About three years ago now, in 2010, I was living in a tiny studio apartment in Daejeon, Korea. I had my trusty old MacBook balanced on my lap, and I was probably engrossed in a game of Civilization IV, and I was probably trying to spread every religion possible to every single city I had conquered on my 3-billion-year-old Pangea map.
Now, I’m living in Chicago in a two-bedroom with beautiful, west-facing windows. I’ve got a great iMac that I love to death, and more markers on my desk than humans should be allowed to have in one home. I make tuna and spinach salads and eat crackers while I play Civilization V.
I didn’t like Civilization V much when it first came out. Especially because they took religion out of the game–in theory to add it back in with an expansion pack that would make it much more interesting and complicated. (They did. I like the new religious gameplay in Gods and Kings. I don’t like, though, that it is more advantageous to have a city with only ONE religion. In Civ4, at the end of the game, it was much more advantageous to have all the religions possible in a city.)
I’ve played Civilization ever since I was a little kid. In fifth grade, my brother and the kid next door used to sit huddled around the ‘kid computer’ in the basement, playing 10 turns each while the other ones studied the technology map for Civ II. I learned the names of ancient and famous cities that way. I learned about ancient warfare, too, and other sorts of interesting things. About irrigation and the improvement of land–about how roads were necessary to bring resources to cities.
Each consecutive version of Civilization has been a favorite game of mine, over years and years of it’s development. I’ve played this game almost my whole life. I used to play it in Eagle Harbor after the sun went down on my mother’s laptop–she always had to bring it for work. I played Civilization III in high school, and I built maps that resembled the fantasy worlds that I wrote my novels about. Then there was Civ IV, while I was in college and Korea.
Civ V came out right when I got back. I didn’t like it much. Game play was way too different. But I’ve gotten over that now. I’m totally addicted.
What is particularly interesting about Civilization, though, is it’s method of imagining the “progression” of human development. It’s been out for easily 15 years now. Our imagination of the future and what the future is has changed drastically.
I came across this article a while ago, and it got me thinking about how this game has changed over the years. In it, a gamer describes what has happened in a game of Civ II that he played for literally ten years. It’s a nuclear wasteland, with global warming changing all of the un-radioactive tiles to unworkable marshes.

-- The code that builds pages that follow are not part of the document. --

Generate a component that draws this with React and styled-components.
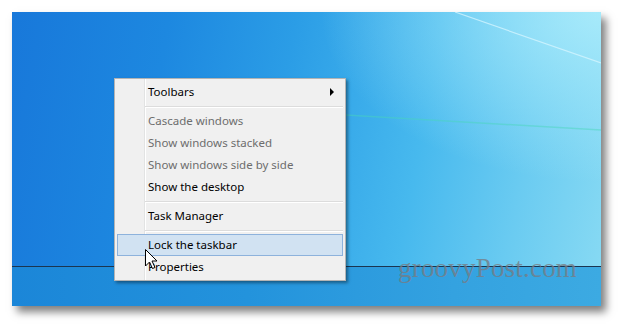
import React from "react";
import styled, { createGlobalStyle, css } from "styled-components";

const GlobalStyle = createGlobalStyle`
  html, body { margin: 0; padding: 0; background: #ffffff; }
  #root { width: 621px; height: 326px; }
`;

const Frame = styled.div`
  width: 621px;
  height: 326px;
  box-sizing: border-box;
  padding: 12px 20px 20px 12px;
  background: #ffffff;
`;

const Screen = styled.div`
  position: relative;
  width: 589px;
  height: 294px;
  display: flex;
  flex-direction: column;
  overflow: hidden;
  box-shadow: 5px 6px 8px rgba(0, 0, 0, 0.5);
`;

const Wallpaper = styled.div`
  position: relative;
  flex: 1;
  background:
    radial-gradient(ellipse 280px 170px at 100% 0%, rgba(175, 238, 252, 0.85), rgba(175, 238, 252, 0) 100%),
    linear-gradient(100deg, #1878da 0%, #1d88e0 25%, #2b9de6 45%, #47b9ee 68%, #6acbf1 85%, #86d9f3 100%);
`;

const Streaks = styled.svg`
  position: absolute;
  inset: 0;
  width: 100%;
  height: 100%;
  pointer-events: none;
`;

const Taskbar = styled.div`
  height: 39px;
  border-top: 1px solid #1b3550;
  background: linear-gradient(90deg, #1b86d8 0%, #2393dc 40%, #34a2e0 75%, #3caae2 100%);
`;

const Menu = styled.div`
  position: absolute;
  left: 102px;
  top: 66px;
  width: 232px;
  box-sizing: border-box;
  padding: 2px;
  border: 1px solid #b4b4b4;
  background:
    linear-gradient(90deg, transparent 0 29px, #e2e3e3 29px 30px, #ffffff 30px 31px, transparent 31px),
    #f0f0f0;
  box-shadow: 2px 2px 3px rgba(0, 0, 0, 0.4);
  font-family: "Segoe UI", "Noto Sans", "Open Sans", sans-serif;
  font-size: 11.5px;
  display: flex;
  flex-direction: column;
`;

const Item = styled.div`
  height: 22px;
  box-sizing: border-box;
  display: flex;
  align-items: center;
  padding: 0 0 1px 30px;
  border: 1px solid transparent;
  color: ${(p) => (p.$disabled ? "#6d6d6d" : "#000000")};
  white-space: nowrap;
  ${(p) =>
    p.$active &&
    css`
      background: #d1e2f2;
      border-color: #8db2dc;
    `}
`;

const Arrow = styled.span`
  margin-left: auto;
  margin-right: 8px;
  width: 0;
  height: 0;
  border-top: 4px solid transparent;
  border-bottom: 4px solid transparent;
  border-left: 4px solid #000;
`;

const Separator = styled.div`
  margin: 3px 0 2px 28px;
  height: 1px;
  background: #dcdcdc;
  border-bottom: 1px solid #ffffff;
`;

const Watermark = styled.div`
  position: absolute;
  left: 386px;
  top: 241px;
  font-family: "Liberation Serif", "Times New Roman", serif;
  font-size: 27px;
  color: rgba(118, 124, 132, 0.8);
  letter-spacing: 0.2px;
  pointer-events: none;
`;

const Cursor = styled.svg`
  position: absolute;
  left: 133px;
  top: 237px;
  width: 13px;
  height: 21px;
  pointer-events: none;
`;

const items = [
  { label: "Toolbars", sub: true },
  "sep",
  { label: "Cascade windows", disabled: true },
  { label: "Show windows stacked", disabled: true },
  { label: "Show windows side by side", disabled: true },
  { label: "Show the desktop" },
  "sep",
  { label: "Task Manager" },
  "sep",
  { label: "Lock the taskbar", active: true },
  { label: "Properties" },
];

export default function App() {
  return (
    <>
      <GlobalStyle />
      <Frame>
        <Screen>
          <Wallpaper>
            <Streaks viewBox="0 0 589 254">
              <line x1="443" y1="0" x2="589" y2="51" stroke="rgba(215,245,255,0.75)" strokeWidth="1.2" />
              <line x1="300" y1="101" x2="589" y2="118" stroke="rgba(70,215,185,0.45)" strokeWidth="1.5" />
            </Streaks>
          </Wallpaper>
          <Taskbar />
          <Menu>
            {items.map((it, i) =>
              it === "sep" ? (
                <Separator key={i} />
              ) : (
                <Item key={i} $disabled={it.disabled} $active={it.active}>
                  {it.label}
                  {it.sub && <Arrow />}
                </Item>
              )
            )}
          </Menu>
          <Watermark>groovyPost.com</Watermark>
          <Cursor viewBox="0 0 13 21">
            <path
              d="M0.5 0.5 L0.5 17 L4.5 13 L7.5 19.5 L10 18.5 L7 12 L12 12 Z"
              fill="#ffffff"
              stroke="#000000"
              strokeWidth="1"
              strokeLinejoin="miter"
            />
          </Cursor>
        </Screen>
      </Frame>
    </>
  );
}
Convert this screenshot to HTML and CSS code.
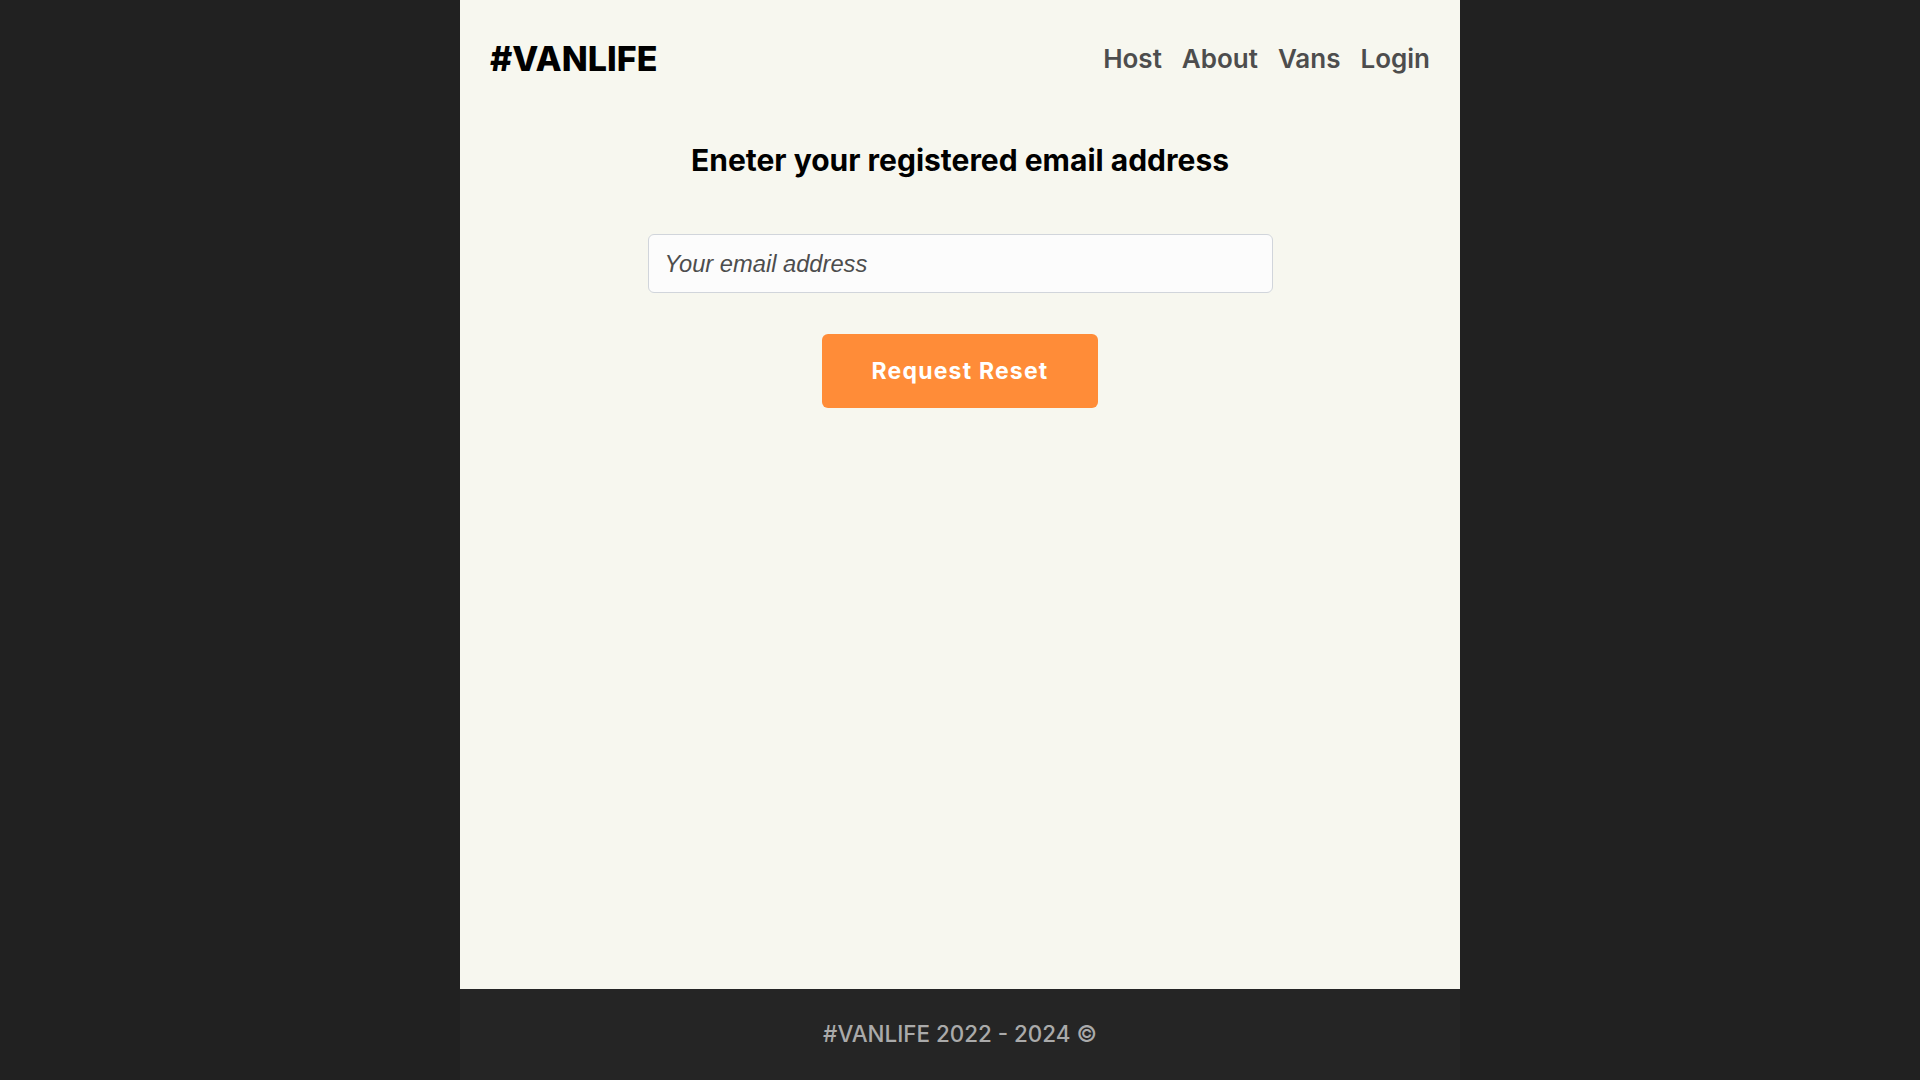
FILE: index.html
```html
<!DOCTYPE html>
<html lang="en">
<head>
<meta charset="utf-8">
<title>#VANLIFE</title>
<link rel="stylesheet" href="styles.css">
</head>
<body>
<div class="site-wrapper">
  <header class="site-header">
    <a class="logo" href="#">#VANLIFE</a>
    <nav class="nav">
      <a href="#">Host</a>
      <a href="#">About</a>
      <a href="#">Vans</a>
      <a href="#">Login</a>
    </nav>
  </header>
  <main class="main">
    <h1 class="title">Eneter your registered email address</h1>
    <form class="reset-form">
      <input class="email-input" type="email" placeholder="Your email address">
      <button class="reset-btn" type="button">Request Reset</button>
    </form>
  </main>
  <footer class="site-footer">#VANLIFE 2022 - 2024 &copy;</footer>
</div>
</body>
</html>
```
FILE: styles.css
```css
* { box-sizing: border-box; }
html, body { margin: 0; padding: 0; }
body {
  background: #212121;
  font-family: Inter, "Noto Sans", sans-serif;
}
.site-wrapper {
  width: 1000px;
  margin: 0 auto;
  min-height: 100vh;
  display: flex;
  flex-direction: column;
  background: #f7f7ef;
}
.site-header {
  height: 118px;
  padding: 0 30px;
  display: flex;
  align-items: center;
  justify-content: space-between;
}
.logo {
  color: #000;
  text-decoration: none;
  font-size: 34px;
  font-weight: 800;
  line-height: 1;
}
.nav { display: flex; gap: 20px; padding-bottom: 2px; }
.nav a {
  color: #4d4d4d;
  text-decoration: none;
  font-size: 26px;
  font-weight: 600;
}
.main {
  flex: 1;
  display: flex;
  flex-direction: column;
  align-items: center;
}
.title {
  margin: 24px 0 0;
  font-size: 30px;
  line-height: 36px;
  font-weight: 700;
  color: #000;
}
.reset-form {
  display: flex;
  flex-direction: column;
  align-items: center;
}
.email-input {
  margin-top: 56px;
  width: 625px;
  height: 59px;
  border: 1px solid #d1d5db;
  border-radius: 6px;
  background: #fcfcfc;
  padding: 2px 16px 0;
  font-family: "Liberation Sans", Arial, sans-serif;
  font-size: 23.7px;
  color: #4d4d4d;
}
.email-input::placeholder {
  color: #4d4d4d;
  font-style: italic;
}
.reset-btn {
  margin-top: 41px;
  width: 276px;
  height: 74px;
  border: none;
  border-radius: 6px;
  background: #ff8c38;
  color: #fff;
  font-family: Inter, sans-serif;
  font-size: 23px;
  font-weight: 700;
  letter-spacing: 1.2px;
  cursor: pointer;
}
.site-footer {
  height: 91px;
  padding-bottom: 2px;
  background: #252525;
  color: #aaaaaa;
  font-size: 22.4px;
  font-weight: 500;
  display: flex;
  align-items: center;
  justify-content: center;
}
```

That was our imagination of what an unchanged future would have been like 15 years ago. Once you “win” the game–leave for Alpha Centauri–there was no way to conceive of change. The end of the game is a race against the clock for some ‘capstone’ thing that proclaims you have literally “won civilization”. The way that we conceive of “winning civilization” and what happens afterwards has a lot to say about our own culture and our own ‘civilization’. It says a lot about how we think we have ‘won the world’–and what would happen if our same algorithms never break out of the same cycle and make room for change.
I have yet to play Civ 5’s “Brave New World”, which I am saving for a rainy day. (Hopefully to postpone more inevitable addiction.) I wonder what that will do to change the late game, and what it might have to say about the way our world now conceives of the ‘algorithms’ that propel us towards the future.
In a game you can’t conceive of innovation and drastic change, an actually change to the way that we process information and react to it–the direction in which one goes. There’s a great moment in Ender’s Game where Ender re-orients the direction of the game–he changes the rules so that he can win. The same sort of thing happens in the Hunger Games–sort of. Instead of changing the rules, they beat the rules. But this kind of innovation doesn’t happen in a computer simulation. So, we can really see what ‘happens’ if we keep going along the same route forever and ever.
Civ II has some of the more intense images of nuclear warfare that the later games don’t have. Nuclear Warfare isn’t really a thing that we are so drastically terrified of anymore. Nuclear winter, I don’t think, ever appears in the later games–at least past Civ 4. None of the computer players have ever nuked me in 4 or 5. We live in a different world.
Anyway, it’s fun to watch the progression of game that is supposed to be about the progression of human development. Over the course of the game’s development, it has become a fascinating tool for figuring out how we conceive of ourselves–if human civilization was indeed a game, what would that game look like?